Thursday, March 10, 2005

Frickin' heck...

Alls I've gotta say is that my dad's a freakin' ass...

Comes yelling into the living room, "It's my turn to watch the tv, so switch it to the news!" Being that I wanted to watch the daily show, I calmly said that I'm gonna watch my program...so he raises his voice even more, screaming "I've been waiting all night to watch, so it's my turn! Gimme the remote!" At this point, I stayed calm, hoping that if I did, he might follow...but of course, my calmness just made him even angrier, so he shoved me over and grabbed for the remote...I relinquished it of course, 'cause when he's like this, nothing'll stop the freakin' beast...

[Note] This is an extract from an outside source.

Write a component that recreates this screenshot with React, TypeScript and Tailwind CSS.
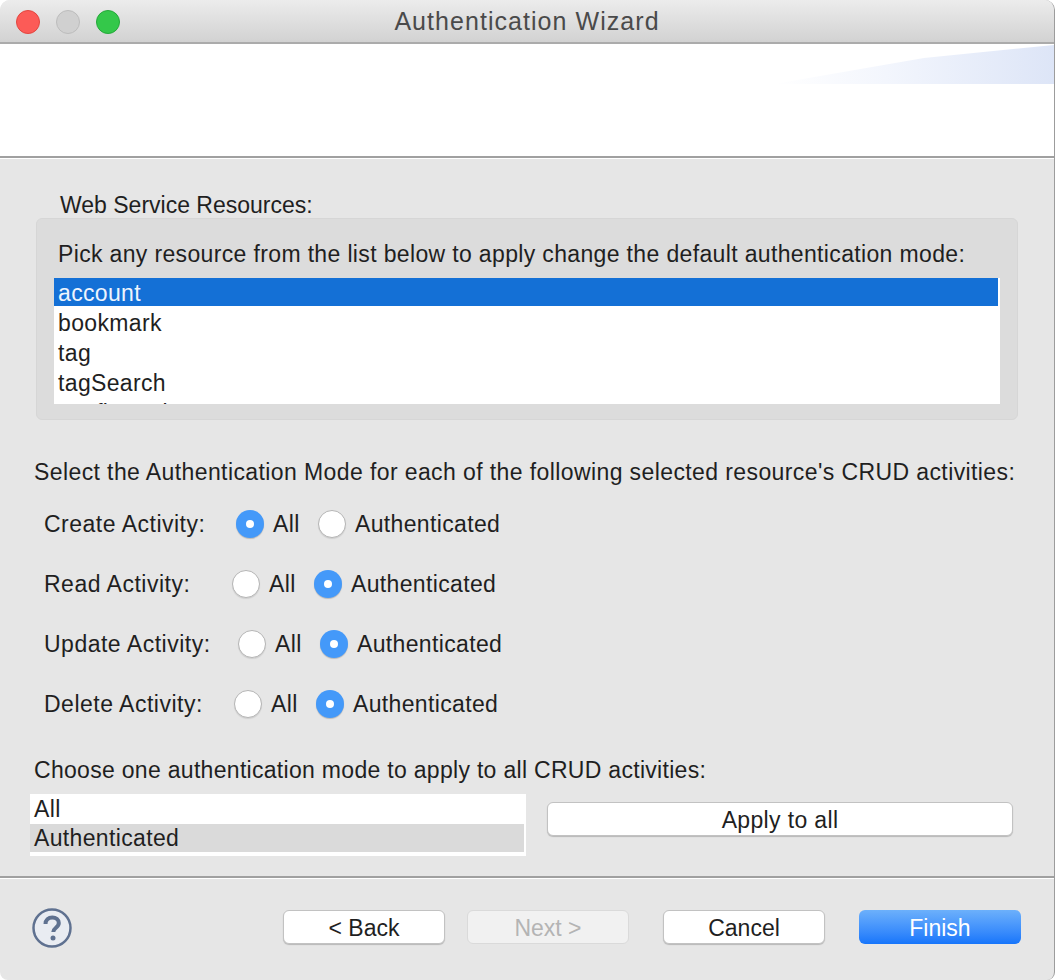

Scary thing is, it actually went pretty much exactly as I described it; I have not embellished this story in the slightest...

It's not that I wouldn't have switched the channel, it's just that I wanted to see if my dad could actually calm down and speak his case in a reasonable manner...I even gave him the opportunity to, but he stayed firmly within his "I'm the dad, so I do whatever the hell I want!" reasoning. Rediculous argument, 'cause my mom's the breadwinner in the family, so he has no basis for saying "it's my house so it's my rules"...just so freakin' stubborn, and selfish...he's the most selfish guy I've ever met...

Which leads me to another point I wanna make: I really dislike my father. Of course I gotta love the guy, but doesn't mean I can't dislike him...and it's not even the arrogant, aggressive, abrasive, etc. part that really gets me the most. It's the fact that he had so much potential. He's smart, got his UBC degree, he's personable (or at least used to be), and he really could've been something...but instead, due to sheer laziness and [some other unmentionable factors], he ended up being a deadbeat at 50.

The scary thing for me about this is that everyday, I see myself becoming more and more like my dad...it's kinda freaking me out, knowing that I could end up like that...I mean, there are times when I am just as stubborn, or just as annoying, or just as lazy, and what not...I swear, the worst thing you could ever say to me: "Wow, you're just like your dad."

Because of this, I've noticed that in my youth, I've tended to rebel against my dad by trying to be the exact opposite of what I thought he was...I thought he talked way WAY too much, so I learned to shut up; I became a great listener, but then my speech was much to be desired (or at least it used to be)...he went out every night, always someplace with his friends, therefore I chose to live my life at home and practically never go out; thus, I introverted my natural extroverted tendencies...he has [some unmentionable factors], therefore I will never [have unmentionable factors], and nobody will ever convince me that [said unmentionable factors] is just harmless and would never lead to [more unmentionable factors], because I've seen the proof, if only in my case...

Or maybe I'm just making my dad as the scapegoat of all the wrong things in my life...

Either way, I really need to be able to live away from home, feel independent for once...I realized this quickly at BCIT, with many of my friends living on their own...so why do I stay at home? Well, money is always a problem, but the main reason why I stay is that my mom wants me here. She bought a new house, and wants me to stay. How can I say no to that? There are some other factors, but this is the main reason (I can talk about) why I wanna stay at home...she freakin' misses the "Little Boy Justin"...apparently I was so cute and happy as a child, and you could really see it in my old pictures...but that's another story...

The way I see it, I'll stay until I'm able to have my own room and my own car...if, after a reasonable amount of time, I could feel independent enough to stay at home, so be it; but if not, then it's my time to leave...but I've got to at least give this a chance...who knows, maybe I'll be able to do as Mohsin has done, for his situation is highly enviable to me...

But anyways, as to the fact that I've got an exam in about 8 hours, and I haven't studied for it at all, I'm gonna get off my ranting and try to put a few hours of sleep into me before my exam...

Hopefully this has been a slight insight into the life of Nits, and that I haven't told this story incorrectly...seeing that I haven't ranted off in a fit of rage, I'm assuming it's so...I don't even know why I bothered to write it all down, do I really want everyone to know about this?? But then, who really reads and/or cares enough about this anyways...my blog is much too long for most people to stay interested in, so whatever...but I'm ranting again...

Until next time, I guess...

--> As told through the mind of an introverted extrovert.